There are some other positive traits. The Outlander Sport feels stable at speed, with just a hint of float, and the ride is forgiving, especially with the base 16-inch wheels. The available all-wheel-drive system also provides solid traction on slick roads and a modicum of off-road ability.
The Outlander Sport's engine is the weakest offered in an SUV of any stripe. Though it is smooth and quiet for a 4-cylinder, it does whine at higher rpms. It makes so little power that high rpms are needed to draw any appreciable motivation from it. That means drivers will be accompanied by that droning sound all too often. Mitsubishi isn't giving zero-to-60-mph numbers, but it almost certainly takes more than 10 seconds.
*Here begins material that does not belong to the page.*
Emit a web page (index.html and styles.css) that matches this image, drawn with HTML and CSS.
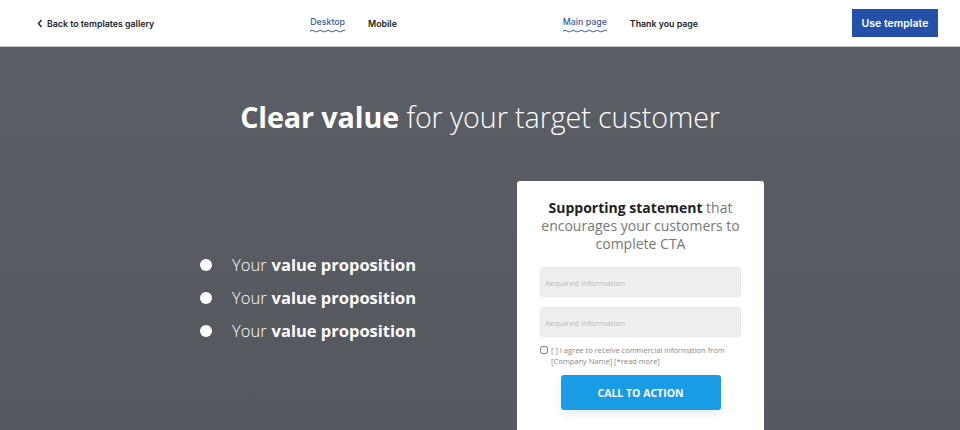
FILE: index.html
```html
<!DOCTYPE html>
<html lang="en">
<head>
  <meta charset="UTF-8" />
  <meta name="viewport" content="width=device-width, initial-scale=1.0"/>
  <title>Template preview</title>
  <link rel="stylesheet" href="styles.css">
</head>
<body>

  <header class="topbar">
    <a class="back" href="#">
      <svg width="6" height="9" viewBox="0 0 6 9"><path d="M4.5 1 1.5 4.5 4.5 8" fill="none" stroke="#222" stroke-width="1.4"/></svg>
      Back to templates gallery
    </a>
    <nav class="tabs devices">
      <a class="tab active" href="#">Desktop</a>
      <a class="tab" href="#">Mobile</a>
    </nav>
    <nav class="tabs pages">
      <a class="tab active" href="#">Main page</a>
      <a class="tab" href="#">Thank you page</a>
    </nav>
    <button class="use-btn">Use template</button>
  </header>

  <main class="preview">
    <h1><strong>Clear value</strong> for your target customer</h1>

    <div class="columns">
      <ul class="values">
        <li>Your <strong>value proposition</strong></li>
        <li>Your <strong>value proposition</strong></li>
        <li>Your <strong>value proposition</strong></li>
      </ul>

      <form class="card">
        <h2><strong>Supporting statement</strong> that encourages your customers to complete CTA</h2>
        <input type="text" placeholder="Required information">
        <input type="text" placeholder="Required information">
        <label class="agree">
          <input type="checkbox">
          <span>[ ] I agree to receive commercial information from [Company Name] [*read more]</span>
        </label>
        <button type="button" class="cta">CALL TO ACTION</button>
      </form>
    </div>
  </main>

</body>
</html>
```

FILE: styles.css
```css
* { box-sizing: border-box; }
body { margin: 0; height: 430px; overflow: hidden; background: #585c62; font-family: "Open Sans", sans-serif; }

.topbar {
  height: 47px; background: #fff; border-bottom: 1px solid #c9cbcf;
  display: flex; align-items: center; padding: 0 22px 0 37px;
  font-family: Inter, "Liberation Sans", sans-serif; font-size: 8.8px; font-weight: 600;
}
.topbar a { color: #222; text-decoration: none; }
.back { display: flex; align-items: center; gap: 4px; }
.tabs { display: flex; gap: 23px; align-items: center; }
.devices { margin-left: 156px; }
.pages { margin-left: 166px; }
.tab { position: relative; }
.tab.active { color: #3a5aa0 !important; font-weight: 500; padding-bottom: 4px; }
.tab.active::after {
  content: ""; position: absolute; left: 0; right: 0; top: 13px; height: 4px;
  background: url("data:image/svg+xml,%3Csvg xmlns='http://www.w3.org/2000/svg' width='8' height='4' viewBox='0 0 8 4'%3E%3Cpath d='M0 2.5 Q2 0 4 2 T8 2' fill='none' stroke='%233a5aa0' stroke-width='1'/%3E%3C/svg%3E") repeat-x;
}
.use-btn {
  margin-left: auto; background: #2550a9; color: #fff; border: none;
  width: 86px; height: 28px; font: 600 10.5px Inter, "Liberation Sans", sans-serif;
}

.preview { background: linear-gradient(#5b5f65, #55585e); height: 383px; }
h1 {
  margin: 0; padding-top: 50px; text-align: center; color: #fff;
  font-size: 28.7px; font-weight: 300; letter-spacing: -0.1px;
}
h1 strong { font-weight: 700; }

.columns { width: 568px; margin: 45px auto 0; display: flex; padding-left: 4px; }
.values { flex: 1; list-style: none; margin: 0; padding: 67px 0 0; color: #fff; font-size: 16.5px; font-weight: 300; }
.values li { display: flex; align-items: center; height: 33px; }
.values li::before {
  content: ""; width: 12px; height: 12px; border-radius: 50%; background: #fff;
  margin-right: 20px;
}
.values strong { font-weight: 700; margin-left: 5px; }

.card {
  width: 247px; height: 260px; background: #fff; border-radius: 3px;
  padding: 18px 23px 0; display: flex; flex-direction: column;
}
.card h2 {
  margin: 0 -6px 14px; text-align: center; font-size: 14px; font-weight: 400;
  line-height: 18px; color: #777;
}
.card h2 strong { color: #222; font-weight: 700; }
.card input[type="text"] {
  height: 30px; margin-bottom: 10px; border: 1px solid #eaeaea; border-radius: 3px;
  background: #efefef; padding: 0 4px; font: 8px "Open Sans", sans-serif;
}
.card input::placeholder { color: #bbb; }
.agree { display: flex; gap: 3px; font-size: 7.5px; line-height: 11px; color: #888; margin-top: -2px; }
.agree input { width: 8px; height: 8px; margin: 1px 0 0; }
.cta {
  margin: 8px auto 0; width: 160px; height: 35px; border: none; border-radius: 3px;
  background: #1a9be6; color: #fff; font: 700 10.5px "Open Sans", sans-serif;
  box-shadow: 0 4px 10px rgba(0,0,0,0.08);
}
```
Front-wheel-drive models are offered with a manual transmission, which is the best choice for getting the most out of this engine. The CVT offered with all-wheel drive can be slow to raise the revs necessary for passing. Fortunately, Mitsubishi provides six preset gear ratios controlled by well-placed and high-quality magnesium shift paddles. We recommend using them to downshift as far as possible before making any passing maneuvers.
The Outlander Sport gets good gas mileage. Its 31 mpg highway rating is as high as you can expect in an SUV. However, competitors such as the Chevrolet Equinox, Hyundai Tucson and Kia Sportage get similar mileage with more usable power.
Right for You?
The Outlander Sport provides the same advantages as other compact SUVs: useful space for friends and cargo and the all-weather confidence of all-wheel drive. It also offers compact-car fuel economy in a maneuverable package at reasonable prices. For these reasons, it will appeal to young active singles and couples. However, other alternatives have more room and more power at prices only slightly higher.